Oppure si hanno quelle poche malattie infettive, che non sono state ancora soppresse dall’uso dei vaccini, in modo anomalo. Per esempio si assiste a infiammazioni tonsillari ricorrenti causate dallo  streptococco responsabile della scarlattina,
oppure varicelle virulente che in passato non si vedevano più e che fanno inneggiare a un uso maggiore del vaccino che è entrato in uso negli ultimi anni.
Inoltre, come già detto, la scomparsa di vecchie forme microbiche che il nostro organismo conosce da tempo anche attraverso il passaggio nelle generazioni passate, per cui la risposta contro esse fa ormai parte del sistema immunitario, lascia spazio a nuove forme che, quando compaiono, mettono l’ organismo in una situazione di sforzo eccessivo in quanto non ha informazioni adeguate e deve formare totalmente la risposta.
In poche parole le nostre difese non si sviluppano in  modo idoneo, la fase acuta non permette lo scarico di tensioni emotive e fisiche attraverso la manifestazione della sua fase critica e per finire si lascia uno spazio per la comparsa di nuove forme più aggressive per il nostro organismo.


I farmaci

L’altro aspetto da prendere in considerazione anche se non di completa comprensione è l’uso e abuso di farmaci nel bambino e soprattutto nelle sue varie fasi di vita. Mentre è più semplice capire cosa può provocare una soppressione continua della febbre per mezzo degli antipiretici, o l’uso prolungato e ricorrente degli antibiotici, più difficile è pensare cosa può provocare l’uso del cortisone in età infantile.
Essendo un ormone le sue ripercussioni avvengono a livello emotivo e fisico.
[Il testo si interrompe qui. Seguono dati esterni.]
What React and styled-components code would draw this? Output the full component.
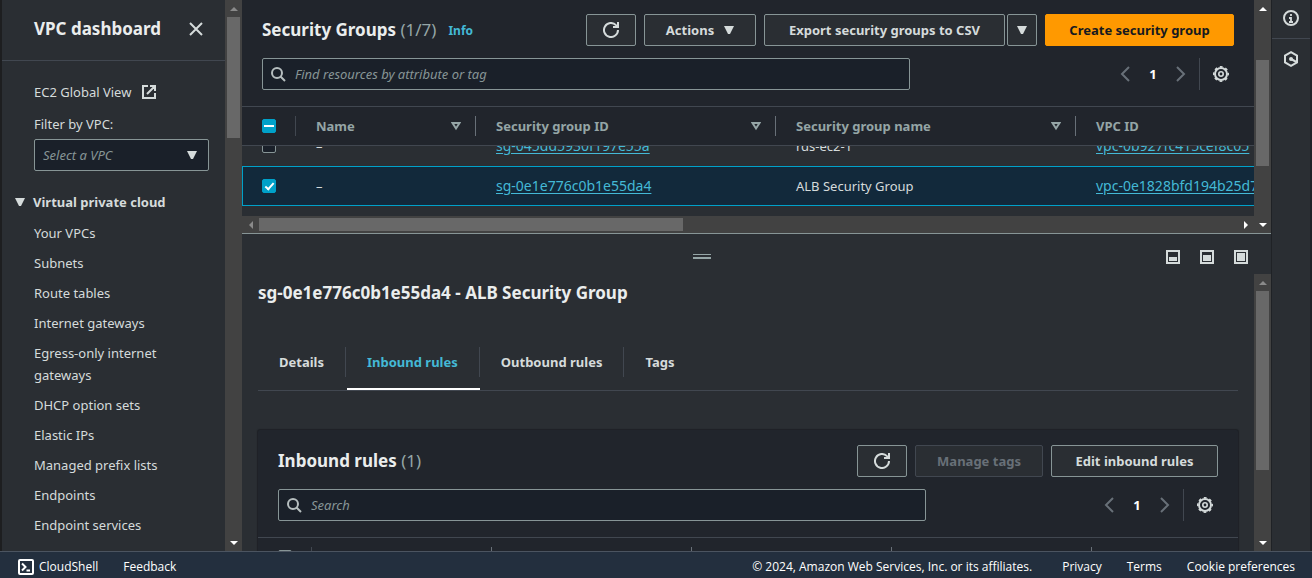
import React, { useLayoutEffect, useRef } from "react";
import styled, { createGlobalStyle, css } from "styled-components";

const c = {
  page: "#2a2e33",
  panel: "#21252c",
  field: "#1a2029",
  line: "#414750",
  edge: "#879596",
  text: "#d5dbdb",
  heading: "#eaeded",
  muted: "#95a5a6",
  faint: "#687078",
  link: "#44b9d6",
  accent: "#00a1c9",
  track: "#424242",
  thumb: "#686868",
};

const Global = createGlobalStyle`
  *, *::before, *::after { box-sizing: border-box; }
  body {
    margin: 0;
    background: ${c.page};
    color: ${c.text};
    font: 13px/22px "Noto Sans", "Open Sans", sans-serif;
  }
  button, input, select { font: inherit; color: inherit; }
  h1, h2, h3, ul, p { margin: 0; padding: 0; }
  ul { list-style: none; }
  a { color: inherit; text-decoration: none; }
  svg { display: block; flex: none; }
`;

const Shell = styled.div`
  display: flex;
  flex-direction: column;
  height: 100vh;
  overflow: hidden;
`;
const Body = styled.div`
  flex: 1;
  min-height: 0;
  display: flex;
  border-left: 2px solid #1d1e20;
`;

/* Scroll bars */
const Bar = styled.div`
  flex: none;
  display: flex;
  flex-direction: ${(p) => (p.$across ? "row" : "column")};
  background: ${c.track};
  ${(p) => (p.$across ? "height: 17px; padding: 2px 0;" : "width: 17px; padding: 0 2px;")}
`;
const BarArrow = styled.span`
  flex: none;
  display: grid;
  place-items: center;
  color: ${(p) => (p.$off ? "#8a8a8a" : "#ffffff")};
  ${(p) => (p.$across ? "width: 17px;" : "height: 17px;")}
`;
const BarPart = styled.span`
  flex: ${(p) => p.$grow} 0 0;
  background: ${(p) => (p.$thumb ? c.thumb : "transparent")};
`;
const arrowPaths = {
  up: "M0 6 4 2 8 6z",
  down: "M0 2 4 6 8 2z",
  left: "M6 0 2 4 6 8z",
  right: "M2 0 6 4 2 8z",
};
function ScrollBar({ across, before, size, after, startOff, endOff }) {
  const [a, b] = across ? ["left", "right"] : ["up", "down"];
  const arrow = (name, off) => (
    <BarArrow $across={across} $off={off}>
      <svg width="8" height="8"><path d={arrowPaths[name]} fill="currentColor" /></svg>
    </BarArrow>
  );
  return (
    <Bar $across={across} aria-hidden="true">
      {arrow(a, startOff)}
      <BarPart $grow={before} />
      <BarPart $grow={size} $thumb />
      <BarPart $grow={after} />
      {arrow(b, endOff)}
    </Bar>
  );
}

/* Icons */
const Stroke = ({ size = 16, w = 2, children }) => (
  <svg width={size} height={size} viewBox="0 0 16 16" fill="none" stroke="currentColor" strokeWidth={w} aria-hidden="true">
    {children}
  </svg>
);
const Caret = () => (
  <svg width="10" height="10" viewBox="0 0 10 10" aria-hidden="true"><path d="M0 1h10L6 9H4z" fill="currentColor" /></svg>
);
const SortIcon = () => (
  <svg width="10" height="10" viewBox="0 0 10 10" fill="none" stroke="currentColor" strokeWidth="2" aria-hidden="true">
    <path d="M1.5 2h7L5 7.500z" />
  </svg>
);
const CloseIcon = () => <Stroke><path d="m2 2 12 12M14 2 2 14" /></Stroke>;
const ExternalIcon = () => <Stroke><path d="M7 2H2v12h12V9M9 2h5v5M6 10l8-8" /></Stroke>;
const RefreshIcon = () => <Stroke><path d="M15 8A7 7 0 1 1 13 3.100L15 5M15 0v5h-5" /></Stroke>;
const SearchIcon = () => <Stroke><circle cx="7" cy="7" r="5" /><path d="m10.500 10.500 4.500 4.500" /></Stroke>;
const LeftIcon = () => <Stroke><path d="M12 1 5 8l7 7" /></Stroke>;
const RightIcon = () => <Stroke><path d="m4 1 7 7-7 7" /></Stroke>;
const GearIcon = () => (
  <Stroke>
    <circle cx="8" cy="8" r="6" />
    <circle cx="8" cy="8" r="7.300" strokeWidth="1.400" strokeDasharray="2.867 2.867" strokeDashoffset="1.433" />
    <circle cx="8" cy="8" r="2.200" strokeWidth="1.600" />
  </Stroke>
);
const InfoIcon = () => <Stroke><circle cx="8" cy="8" r="7" /><path d="M8 4v2M6 8h2v4M6 12h4" strokeWidth="1.800" /></Stroke>;
const HexIcon = () => (
  <Stroke><path d="m8 1.200 6 3.400v6.800l-6 3.400-6-3.400V4.600z" /><circle cx="8" cy="8" r="2" fill="currentColor" stroke="none" /><path d="m8 8 5.500 3" /></Stroke>
);
const ShellIcon = () => <Stroke><rect x="1" y="1" width="14" height="14" rx="1" /><path d="m4 4.500 3.500 3.500L4 11.500M8.500 11.500H12" /></Stroke>;
const PanelIcon = ({ top }) => (
  <svg width="14" height="14" viewBox="0 0 14 14" aria-hidden="true">
    <rect x="1" y="1" width="12" height="12" fill="none" stroke="currentColor" strokeWidth="2" />
    <rect x="3" y={top} width="8" height={11 - top} fill="currentColor" />
  </svg>
);

/* Shared controls */
const IconButton = styled.button`
  display: grid;
  place-items: center;
  width: ${(p) => p.$w || 26}px;
  height: 32px;
  padding: 0;
  border: 0;
  background: none;
  color: ${(p) => (p.$dim ? c.faint : c.text)};
`;
const Button = styled.button`
  display: flex;
  align-items: center;
  justify-content: center;
  gap: 10px;
  min-width: ${(p) => p.$min || 30}px;
  height: 32px;
  padding: 0;
  border: 1px solid ${c.edge};
  border-radius: 2px;
  background: ${c.page};
  color: ${c.text};
  font-weight: 700;
  white-space: nowrap;
  ${(p) => p.$primary && css`
    border-color: #ff9900;
    background: #ff9900;
    color: #16191f;
  `}
  &:disabled { border-color: ${c.line}; color: ${c.faint}; }
`;
const Split = styled.div`
  display: flex;
  gap: 2px;
`;
const Actions = styled.div`
  display: flex;
  gap: 8px;
  margin-left: auto;
`;
const HeaderRow = styled.div`
  display: flex;
  align-items: center;
`;
const Title = styled.h2`
  color: ${c.heading};
  font-size: 17px;
  line-height: 24px;
  font-weight: 700;
  white-space: nowrap;
`;
const Count = styled.span`
  color: ${c.muted};
  font-weight: 400;
`;
const InfoLink = styled.a`
  margin-left: 12px;
  padding-top: 2px;
  color: ${c.link};
  font-size: 12px;
  font-weight: 700;
`;
const SearchBox = styled.label`
  flex: 1;
  max-width: 648px;
  display: flex;
  align-items: center;
  gap: 9px;
  height: 32px;
  padding: 0 7px;
  border: 1px solid ${c.edge};
  border-radius: 2px;
  background: ${c.field};
  color: #b6bebf;
`;
const SearchInput = styled.input`
  flex: 1;
  min-width: 0;
  padding: 0;
  border: 0;
  outline: 0;
  background: none;
  font-size: ${(p) => p.$size || 13}px;
  &::placeholder { color: ${c.edge}; font-style: italic; opacity: 1; }
`;
const Pager = styled.div`
  display: flex;
  align-items: center;
  margin-left: auto;
`;
const PageNumber = styled.b`
  width: 30px;
  text-align: center;
  color: #ffffff;
`;
const PagerRule = styled.span`
  width: 1px;
  height: 32px;
  margin: 0 8px 0 5px;
  background: ${c.line};
`;
function ToolRow({ placeholder }) {
  return (
    <HeaderRow>
      <SearchBox>
        <SearchIcon />
        <SearchInput type="text" placeholder={placeholder} aria-label={placeholder} />
      </SearchBox>
      <Pager>
        <IconButton $dim aria-label="Previous page"><LeftIcon /></IconButton>
        <PageNumber>1</PageNumber>
        <IconButton $dim aria-label="Next page"><RightIcon /></IconButton>
        <PagerRule />
        <IconButton aria-label="Preferences"><GearIcon /></IconButton>
      </Pager>
    </HeaderRow>
  );
}
const Check = styled.input`
  appearance: none;
  display: grid;
  place-items: center;
  width: 14px;
  height: 14px;
  margin: 0;
  border: 1px solid ${c.edge};
  border-radius: 2px;
  background: ${c.field};
  ${(p) => p.$on && css`
    border-color: ${c.accent};
    background: ${c.accent};
    &::after {
      content: "";
      ${p.$on === "mixed"
        ? "width: 10px; height: 2px; background: #ffffff;"
        : "width: 5px; height: 9px; border: solid #ffffff; border-width: 0 2px 2px 0; transform: translateY(-1px) rotate(42deg);"}
    }
  `}
`;

/* Side navigation */
const Side = styled.aside`
  flex: none;
  display: flex;
  width: 240px;
`;
const SideContent = styled.nav`
  flex: 1;
  overflow: hidden;
`;
const SideHead = styled.div`
  display: flex;
  align-items: center;
  justify-content: space-between;
  height: 61px;
  padding: 0 16px 3px 32px;
  border-bottom: 1px solid ${c.line};
`;
const SideTools = styled.div`
  display: flex;
  flex-direction: column;
  padding: 20px 16px 0 32px;
`;
const ExternalLink = styled.a`
  display: flex;
  align-items: center;
  gap: 10px;
`;
const FilterLabel = styled.label`
  margin: 10px 0 4px;
`;
const SelectWrap = styled.div`
  display: grid;
  align-items: center;
  color: ${c.text};
  & > * { grid-area: 1 / 1; }
  & > svg { justify-self: end; margin-right: 12px; pointer-events: none; }
`;
const Select = styled.select`
  appearance: none;
  width: 100%;
  height: 32px;
  padding: 0 8px;
  border: 1px solid ${c.edge};
  border-radius: 2px;
  background: ${c.field};
  color: ${c.edge};
  font-style: italic;
`;
const Section = styled.button`
  display: flex;
  align-items: center;
  gap: 8px;
  margin-top: 20px;
  padding: 0 0 0 13px;
  border: 0;
  background: none;
  font-weight: 700;
`;
const NavList = styled.ul`
  display: flex;
  flex-direction: column;
  gap: 8px;
  padding: 9px 32px 0;
`;
const navItems = ["Your VPCs", "Subnets", "Route tables", "Internet gateways", "Egress-only internet gateways", "DHCP option sets", "Elastic IPs", "Managed prefix lists", "Endpoints", "Endpoint services", "NAT gateways"];

/* Main area */
const Main = styled.main`
  flex: 1;
  min-width: 0;
  display: flex;
  flex-direction: column;
`;
const TopPane = styled.section`
  flex: none;
  display: flex;
  background: ${c.panel};
  border-bottom: 1px solid ${c.edge};
`;
const PaneContent = styled.div`
  flex: 1;
  min-width: 0;
  display: flex;
  flex-direction: column;
`;
const Toolbar = styled.div`
  display: flex;
  flex-direction: column;
  gap: 12px;
  padding: 14px 20px 16px;
`;
const TableView = styled.div`
  height: 110px;
  overflow: hidden;
  background: ${c.page};
`;
const Table = styled.table`
  width: 1134px;
  margin-bottom: 10px;
  table-layout: fixed;
  border-collapse: separate;
  border-spacing: 0;
`;
const Th = styled.th`
  position: sticky;
  top: 0;
  z-index: 1;
  width: ${(p) => p.$w}px;
  height: 40px;
  padding: 0;
  border: solid ${c.line};
  border-width: 1px 0;
  background: ${c.panel};
  color: ${c.muted};
  text-align: left;
`;
const ThInner = styled.div`
  display: flex;
  align-items: center;
  justify-content: space-between;
  height: 20px;
  padding: 0 14px 0 20px;
  border-right: ${(p) => (p.$last ? "0" : `1px solid ${p.$soft ? c.line : c.faint}`)};
`;
const Td = styled.td`
  height: 40px;
  padding: 0 20px;
  white-space: nowrap;
`;
const Row = styled.tr`
  ${(p) => p.$selected && css`
    ${Td} {
      background: #12293b;
      border: solid ${c.accent};
      border-width: 1px 0;
    }
    ${Td}:first-child { border-left-width: 1px; padding-left: 19px; }
  `}
`;
const CellLink = styled.a`
  color: ${c.link};
  font-size: 14px;
  text-decoration: underline;
  text-underline-offset: 2px;
`;
const groups = [
  { id: "sg-045dd5930f197e55a", name: "rds-ec2-1", vpc: "vpc-0b927fc415cef8c05" },
  { id: "sg-0e1e776c0b1e55da4", name: "ALB Security Group", vpc: "vpc-0e1828bfd194b25d7", selected: true },
];

/* Split panel */
const Detail = styled.section`
  flex: 1;
  min-height: 0;
  display: flex;
  flex-direction: column;
`;
const Grip = styled.div`
  flex: none;
  display: flex;
  align-items: center;
  height: 40px;
  padding: 4px 19px 0 0;
`;
const Handle = styled.span`
  width: 18px;
  height: 5px;
  margin: 0 auto;
  border: solid ${c.muted};
  border-width: 1px 0 2px;
`;
const GripButtons = styled.div`
  display: flex;
  gap: 12px;
  padding-top: 2px;
`;
const DetailBody = styled.div`
  flex: 1;
  min-height: 0;
  display: flex;
`;
const DetailScroll = styled.div`
  flex: 1;
  min-width: 0;
  overflow: hidden;
  padding: 7px 16px 0;
`;
const Tabs = styled.div`
  display: flex;
  height: 59px;
  margin-top: 27px;
  padding-top: 15px;
  border-bottom: 1px solid ${c.line};
`;
const Tab = styled.button`
  display: flex;
  flex-direction: column;
  justify-content: space-between;
  padding: 0 0 0 1px;
  border: 0;
  background: none;
  color: ${(p) => (p["aria-selected"] ? c.link : c.text)};
  font-weight: 700;
  white-space: nowrap;
  &::after {
    content: "";
    width: 100%;
    height: 2px;
    background: ${(p) => (p["aria-selected"] ? "#ffffff" : "transparent")};
  }
`;
const TabText = styled.span`
  height: 30px;
  padding: 4px 21px 4px 20px;
  border-right: 1px solid ${(p) => (p.$last ? "transparent" : c.line)};
`;
const Card = styled.div`
  margin-top: 39px;
  border-radius: 2px;
  background: ${c.panel};
  box-shadow: 0 0 1px 1px #1e2126;
`;
const CardTools = styled(Toolbar)`
  padding-top: 15px;
  border-bottom: 1px solid ${c.line};
`;
const RulesTable = styled.table`
  width: 100%;
  table-layout: fixed;
  border-spacing: 0;
`;
const RulesTh = styled.th`
  width: ${(p) => p.$w}px;
  padding: 9px 0;
`;

/* Right rail and footer */
const Rail = styled.aside`
  flex: none;
  display: flex;
  flex-direction: column;
  width: 41px;
  border: solid #1f2226;
  border-width: 0 2px 0 1px;
`;
const RailButton = styled.button`
  display: grid;
  place-items: center;
  height: ${(p) => (p.$first ? 39 : 41)}px;
  padding: 0 0 2px;
  border: 0;
  border-bottom: ${(p) => (p.$first ? `1px solid ${c.line}` : "0")};
  background: none;
`;
const Footer = styled.footer`
  flex: none;
  display: flex;
  align-items: center;
  gap: 25px;
  height: 27px;
  padding: 4px 17px 0 18px;
  border-top: 1px solid #4b5460;
  background: #232f3e;
  color: #ffffff;
  font-family: "Open Sans", "Noto Sans", sans-serif;
  font-size: 12px;
  white-space: nowrap;
`;
const FooterLink = styled.a`
  display: flex;
  align-items: center;
  gap: 5px;
`;
const Copyright = styled.span`
  margin-left: auto;
  padding-right: 5px;
`;

export default function App() {
  const view = useRef(null);
  useLayoutEffect(() => {
    view.current.scrollTop = view.current.scrollHeight;
  }, []);
  return (
    <Shell>
      <Global />
      <Body>
        <Side>
          <SideContent>
            <SideHead>
              <Title as="h1">VPC dashboard</Title>
              <IconButton aria-label="Close navigation"><CloseIcon /></IconButton>
            </SideHead>
            <SideTools>
              <ExternalLink href="#">EC2 Global View <ExternalIcon /></ExternalLink>
              <FilterLabel htmlFor="vpc">Filter by VPC:</FilterLabel>
              <SelectWrap>
                <Select id="vpc" defaultValue=""><option value="">Select a VPC</option></Select>
                <Caret />
              </SelectWrap>
            </SideTools>
            <Section aria-expanded="true"><Caret />Virtual private cloud</Section>
            <NavList>
              {navItems.map((n) => <li key={n}><a href="#">{n}</a></li>)}
            </NavList>
          </SideContent>
          <ScrollBar before={0} size={121} after={396} startOff />
        </Side>

        <Main>
          <TopPane>
            <PaneContent>
              <Toolbar>
                <HeaderRow>
                  <Title>Security Groups <Count>(1/7)</Count></Title>
                  <InfoLink href="#">Info</InfoLink>
                  <Actions>
                    <Button $min={50} aria-label="Refresh"><RefreshIcon /></Button>
                    <Button $min={112}>Actions <Caret /></Button>
                    <Split>
                      <Button $min={241}>Export security groups to CSV</Button>
                      <Button aria-label="More export options"><Caret /></Button>
                    </Split>
                    <Button $primary $min={189}>Create security group</Button>
                  </Actions>
                </HeaderRow>
                <ToolRow placeholder="Find resources by attribute or tag" />
              </Toolbar>
              <TableView ref={view}>
                <Table>
                  <thead>
                    <tr>
                      <Th $w={54}><ThInner $soft><Check type="checkbox" $on="mixed" aria-label="Select all" /></ThInner></Th>
                      <Th $w={180}><ThInner>Name <SortIcon /></ThInner></Th>
                      <Th $w={300}><ThInner>Security group ID <SortIcon /></ThInner></Th>
                      <Th $w={300}><ThInner>Security group name <SortIcon /></ThInner></Th>
                      <Th $w={300}><ThInner $last>VPC ID</ThInner></Th>
                    </tr>
                  </thead>
                  <tbody>
                    {groups.map((g) => (
                      <Row key={g.id} $selected={g.selected}>
                        <Td><Check type="checkbox" defaultChecked={g.selected} $on={g.selected} aria-label={`Select ${g.name}`} /></Td>
                        <Td>–</Td>
                        <Td><CellLink href="#">{g.id}</CellLink></Td>
                        <Td>{g.name}</Td>
                        <Td><CellLink href="#">{g.vpc}</CellLink></Td>
                      </Row>
                    ))}
                  </tbody>
                </Table>
              </TableView>
              <ScrollBar across before={0} size={424} after={554} startOff />
            </PaneContent>
            <ScrollBar before={43} size={106} after={50} />
          </TopPane>

          <Detail>
            <Grip>
              <Handle />
              <GripButtons>
                <IconButton $w={22} aria-label="Small panel"><PanelIcon top={7} /></IconButton>
                <IconButton $w={22} aria-label="Medium panel"><PanelIcon top={5} /></IconButton>
                <IconButton $w={22} aria-label="Full panel"><PanelIcon top={3} /></IconButton>
              </GripButtons>
            </Grip>
            <DetailBody>
              <DetailScroll>
                <Title>sg-0e1e776c0b1e55da4 - ALB Security Group</Title>
                <Tabs role="tablist">
                  {["Details", "Inbound rules", "Outbound rules", "Tags"].map((t) => (
                    <Tab key={t} role="tab" aria-selected={t === "Inbound rules"}><TabText $last={t === "Tags"}>{t}</TabText></Tab>
                  ))}
                </Tabs>
                <Card>
                  <CardTools>
                    <HeaderRow>
                      <Title as="h3">Inbound rules <Count>(1)</Count></Title>
                      <Actions>
                        <Button $min={50} aria-label="Refresh rules"><RefreshIcon /></Button>
                        <Button $min={128} disabled>Manage tags</Button>
                        <Button $min={167}>Edit inbound rules</Button>
                      </Actions>
                    </HeaderRow>
                    <ToolRow placeholder="Search" />
                  </CardTools>
                  <RulesTable>
                    <thead>
                      <tr>
                        <RulesTh $w={54}><ThInner $soft><Check type="checkbox" aria-label="Select all rules" /></ThInner></RulesTh>
                        <RulesTh $w={180}><ThInner /></RulesTh>
                        <RulesTh $w={200}><ThInner /></RulesTh>
                        <RulesTh $w={200}><ThInner /></RulesTh>
                        <RulesTh $w={200}><ThInner /></RulesTh>
                        <RulesTh><ThInner $last /></RulesTh>
                      </tr>
                    </thead>
                  </RulesTable>
                </Card>
              </DetailScroll>
              <ScrollBar before={0} size={179} after={64} startOff />
            </DetailBody>
          </Detail>
        </Main>

        <Rail>
          <RailButton $first aria-label="Info"><InfoIcon /></RailButton>
          <RailButton aria-label="Tutorials"><HexIcon /></RailButton>
        </Rail>
      </Body>
      <Footer>
        <FooterLink href="#"><ShellIcon />CloudShell</FooterLink>
        <FooterLink href="#">Feedback</FooterLink>
        <Copyright>© 2024, Amazon Web Services, Inc. or its affiliates.</Copyright>
        <FooterLink href="#">Privacy</FooterLink>
        <FooterLink href="#">Terms</FooterLink>
        <FooterLink href="#">Cookie preferences</FooterLink>
      </Footer>
    </Shell>
  );
}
Oggi si tende a usarne sempre di più iniziando dall’infanzia, dalla nascita, se compaiono delle dermatiti, per continuare con le prime forme infettive abbinandolo agli antibiotici per potenziarne l’azione.
Sappiamo che oltre agli effetti antinfiammatori è un immunosoppressivo con quindi una maggiore possibilità di abbassare le difese immunitarie e di fare entrare il bambino in un circolo chiuso di malattie trattamento e di nuovo malattie, ma cosa muove a altri livelli è più difficile a dirsi.
Naturalmente si conoscono le forme di sovradosaggio, ma cosa cambia in maniera più sottile in un bambino in crescita non è semplice da raccontare.
Da un punto di vista emotivo può dare cambiamenti dell’umore con un aumento dell’aggressività, irrequietezza, insonnia.
Stimola la formazione del glucosio, diminuisce la sua   utilizzazione periferica e ne aumenta la riserva come  glicogeno oltre a aumentarne
la concentrazione ematica.
Per quanto riguarda le proteine accelera il loro  catabolismo per cui c’è una riduzione dei vari tessuti linfatici, ossei, muscolari, cutanei con diminuzione di tono e massa per un riassorbimento della matrice  proteica di ogni organo. Si può anche presentare una distribuzione differente del grasso con un aumento nella parte alta del corpo, viso, collo, nella parte posteriore, area sopraclavicolare, e una diminuzione della sua distribuzione alle estremità.
Agisce sugli elettroliti e soprattutto, in usi prolungati, provoca una alterazione nella più ampia regolazione ormonale.
A questo punto non sarebbe forse meglio rinforzare  naturalmente il sistema immunitario invece di lottare contro nemici “esterni” che cambieranno forma, dimensioni, virulenza, ma ci saranno sempre?